Yakın tarihteki örneklerden biri cep telefonlarıdır, Batı’da yaygınlaşmaya başladığında ülkemizde de sermaye sahiplerine teklif edilmiş, alıcı bulamamış, aklı ticarete en iyi çalışanların bile düşünce muhafazakarlığını geçememiştir. Nitekim benzer örnek en az yüz yıl önce elektriğin üretimindeki “akım savaşlarında” da gözlemlenir. Karaköy Tünel yeraltı metrosu dünyada kurulan ikinci metro sistemi olsa da uzun süre sadece keçilerin taşınmasıyla sınırlı kalır. Bu saydıklarımız uygulamalı alanlara karşı tutuculuktur, ama dünyanın düzlükten yuvarlaklığa geçişi de parlak düşüncenin karşılaştığı direncin en iyi bilinen örneklerinden biridir.

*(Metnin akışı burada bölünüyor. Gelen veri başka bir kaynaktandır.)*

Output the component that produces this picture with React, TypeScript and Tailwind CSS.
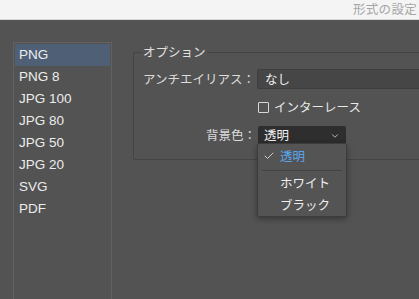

Parlak düşünce çilesi, o doğduğunda başlar
Bu açıdan baktığınızda akademi ve zaman zaman endüstriler bile parlak düşünce karşısında tutuktur. Bu bir yerde mevcut yaşam konforunun terk edilmesine olan tepkidir; yeni ve parlak düşünce tam da bu nedenle en büyük tepkiyi akademiden alır, endüstrinin uyumu uygulamanın başarılı olduğunun kabullenilmesine dek sürer. Dolayısıyla yeni düşünce geliştirenin çilesi hayallerin gerçek olmasıyla henüz yeni başlar. Yaklaşımın topluma doğru anlatılmasıdır, düşünce o konudaki akademi değil, ancak uygulayıcılar artarsa benimsenir. Bu “yürüyen merdivene binme özrü” benzeri bir tutukluktur; akmakta olan yeni bir evren belirmiştir, ama ilk kullanımı herkes için bir adaptasyon güçlüğü yaratır.
Halkla ilişkiler alanında faaliyet gösterenler maharetlerini konuşturmak zorundadır. İyi planlanmış bir strateji süreci hızlandırmakla kalmaz, uygulamayı kolaylaştıran aşamaların anlaşılması ve eksiklerin birer birer düzeltilmesiyle birlikte yeni standart haline getirir. Nitekim taharet bezinden tuvalet kağıdına, her hafta kaynatılan alt bezinden hazır beze, ciğer kaynatmaktan hazır mamaya, kesekağıdından poşete geçiş de bundan farklı değildir. İnsanlar kolaya çabuk alışır ve tartışmasız uyum gösterirler. Bunların büyük kısmının zorunlu ihtiyaç olarak algılatılması bile sadece süreçtir. Sonunda öyle bir zaman gelir ki, eskiyi bilenlerin de soyu tükendiğinde “yeni normal” siz fazladan bir şey yapmadan kendiliğinden ortaya çıkar.
Parlak düşüncenin kusuru
Bununla birlikte işler her zaman yolunda gitmeyebilir, tarih bu nedenle yeni yeni doğan, ama bir nedenle rafa kaldırılan parlak düşünce depolarını da bünyesinde barındırır. Çoğu parlak düşüncenin taşıdığı temel kusur sürdürülebilir olmamasıdır. Nihayetinde bir gün gelir, kaynaklar tükenmeye ya da alım gücünün çok üzerinde kalmaya başlar. İşte bu parlak düşüncelerin en gösterişli aşamasıdır. Artık hesabın kesilme vaktidir; hazıra alışmış, kolaya kaçmış olanların cüzdanlarının boş olduğunu ve hatta cüzdanlarının bile kalmadığını fark etmeleri aşamasına erişilir. Pera Palas’ın önünde avuç açan adam artık gerekçe olarak bebek maması kutularını gösterir. Bulaşık makinesinin kireç tutmaması için bile ayrı ürün satmayı başarmış parlak düşünce çoktan yeni çözümü üretmiştir, görev yine halkla ilişkilere devredilir.
Uca eriştiğinde duran sarkaç artık diğer tarafa salınmaktadır (daha fazlası için lütfen Dinner for Few adlı filmi izleyiniz).